Dead of Summer Season 1 Episode 6 Review: The Dharma Bums | Tell-Tale TV

Dead of Summer Review: The Dharma Bums (Season 1 Episode 6)

Dead of Summer, Reviews

Things on Dead of Summer are FINALLY kicking into high gear. “The Dharma Bums” is the best episode yet, and it gives us some real movement on the larger mystery of what the hell is going on at Camp Stillwater.

But almost more important than that: “The Dharma Bums” is the first installment to actually make me care about these characters, even a little bit. Sure, I liked Cricket, Blair, and Drew before, but I hardly knew them. Now, I’m attached to more than a few of the campers.

And Deb! Poor Deb. Her backstory, as revealed in “The Dharma Bums,” is so tragic.

We see Deb, back in the ’70s, having the summer of her life with her cute boyfriend Keith at Camp Stillwater. Keith, a poet, goes off to travel the world and write, while Deb, who initially wants to “save the world,” ends up a high-powered Harvard lawyer in a bigwig law firm.

I’m gonna stop right there. That’s the only part of Deb’s backstory that rubs me the wrong way a bit. The transition from “I want to save the world!” to “I’m going to get engaged to this handsome corporate lawyer-type and become a workaholic buttoned-up lawyer myself!” is way, way too abrupt. I don’t buy it.

Anyway! Present Deb, in the aftermath of Cricket’s tragic and shocking death, is struggling, as are the other counselors (particularly Blair). Her old love Keith conveniently shows up and is clearly a ghost. I mean, honestly–was anybody surprised by that “Keith is dead” reveal in the third act? I don’t think so.

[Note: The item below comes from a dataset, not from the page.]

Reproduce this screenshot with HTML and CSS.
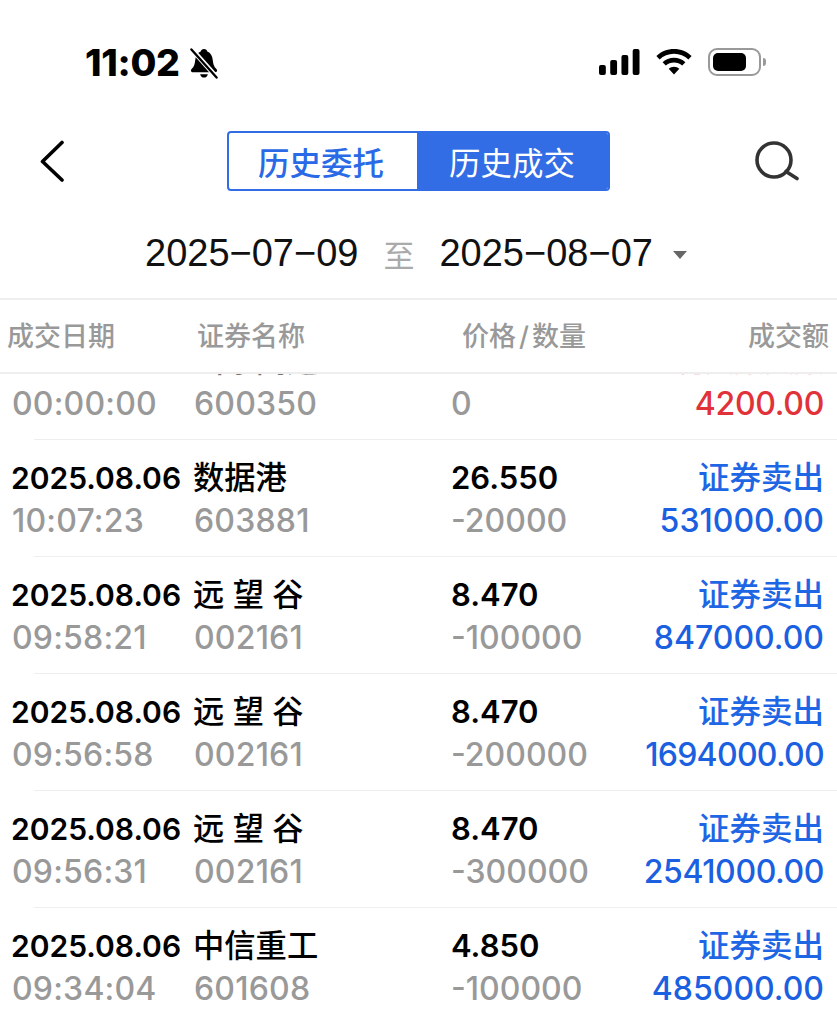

I’m not saying that the obviousness of this twist lessens the emotional impact. It actually doesn’t at all (mostly thanks to Elizabeth Mitchell’s stellar performance). It’s just that they go a bit too heavy with all the hints that Keith is actually a ghost.

Several, just off the top of my head:

  • He’s wearing the same outfit when he shows up at camp in 1989 that he is wearing when Deb sees him in hear pre-camp, pre-overdose flashback.
  • He says “I can’t stay, I have to leave tonight.” Lines like that are standard ghost talk. (Alright, maybe I watch a little too much TV…)
  • Keith also says the words “unfinished business.” COME. ON.
  • Deb is super, over-the-top emotional when she first sees him in 1989.
  • Basically their entire first present-day conversation. It’s just super ghost-y.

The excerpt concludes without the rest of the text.